Appears in collection : A Conference in Arithmetic Algebraic Geometry in Memory of Jan Nekovář

(Joint with A.Shankar) We consider question of bounding (Fixed) torsion in class groups of number fields: Given two integers $m,n$, what is the smallest constant $e_{m,n}$ such that $#Cl(K)[m]$ is bounded by $|Disc(K)|^{e_{m,n}+o(1)}$ for all number fields $K$ of degree $m$? Conjecturally $e_{m,n}=0$. Unconditionally, the bound of 1/2 follows directly from the Brauer-Siegel Theorem and this is the best we can do in most cases, though there are improvements in existing cases. We discuss a method to bound these quantities by re-interpreting the torsion in the class group as a finite Selmer group, and embedding it into an appropriate motive.

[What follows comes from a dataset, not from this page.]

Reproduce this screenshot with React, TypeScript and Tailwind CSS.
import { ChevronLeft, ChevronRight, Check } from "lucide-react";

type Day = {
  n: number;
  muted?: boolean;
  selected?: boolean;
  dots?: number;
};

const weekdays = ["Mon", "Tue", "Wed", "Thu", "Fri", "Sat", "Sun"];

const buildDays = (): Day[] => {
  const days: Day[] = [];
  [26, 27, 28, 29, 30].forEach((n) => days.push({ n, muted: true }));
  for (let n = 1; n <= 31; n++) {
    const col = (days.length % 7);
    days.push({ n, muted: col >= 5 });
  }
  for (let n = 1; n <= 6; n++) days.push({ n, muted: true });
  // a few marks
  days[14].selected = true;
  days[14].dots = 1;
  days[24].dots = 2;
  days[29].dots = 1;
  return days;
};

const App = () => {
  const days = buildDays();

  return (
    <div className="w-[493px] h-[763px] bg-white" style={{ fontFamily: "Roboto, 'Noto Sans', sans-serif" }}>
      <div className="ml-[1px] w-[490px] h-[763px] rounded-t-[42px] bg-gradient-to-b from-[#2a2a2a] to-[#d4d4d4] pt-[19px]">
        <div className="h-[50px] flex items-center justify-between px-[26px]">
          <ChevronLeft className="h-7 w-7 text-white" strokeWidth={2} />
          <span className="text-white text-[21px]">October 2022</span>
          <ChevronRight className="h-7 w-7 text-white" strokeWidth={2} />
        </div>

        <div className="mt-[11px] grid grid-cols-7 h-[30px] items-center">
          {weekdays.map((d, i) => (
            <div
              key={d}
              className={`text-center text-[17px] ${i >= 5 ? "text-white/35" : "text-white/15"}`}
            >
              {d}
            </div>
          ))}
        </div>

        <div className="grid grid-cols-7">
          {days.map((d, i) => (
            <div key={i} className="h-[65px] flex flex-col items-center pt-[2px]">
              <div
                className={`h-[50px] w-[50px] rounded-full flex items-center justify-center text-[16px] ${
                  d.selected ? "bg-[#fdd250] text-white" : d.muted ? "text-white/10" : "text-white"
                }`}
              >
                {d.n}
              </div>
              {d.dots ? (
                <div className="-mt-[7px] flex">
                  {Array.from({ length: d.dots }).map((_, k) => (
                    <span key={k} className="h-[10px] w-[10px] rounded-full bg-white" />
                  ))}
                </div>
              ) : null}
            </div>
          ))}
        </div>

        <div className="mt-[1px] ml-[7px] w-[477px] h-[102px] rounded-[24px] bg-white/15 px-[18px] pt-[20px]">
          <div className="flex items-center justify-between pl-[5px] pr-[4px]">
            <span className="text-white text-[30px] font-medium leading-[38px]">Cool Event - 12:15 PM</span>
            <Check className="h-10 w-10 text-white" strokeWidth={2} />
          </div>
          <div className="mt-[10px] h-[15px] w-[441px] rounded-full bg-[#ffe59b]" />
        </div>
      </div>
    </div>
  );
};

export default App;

We prove that if one assumes GRH + Refined BSD, one can prove the bound $e_{5,n} = 1/4$ independently of what $n$ is. We also show that this can be made unconditional in the function field case, where even though BSD is open, in a sense, one still has the refined BSD formula. The method requires us to find appropriate motives with suitably trivial modular Galois representations, and one of our hopes in giving this talk is to encourage the audience to aid us in finding such motives!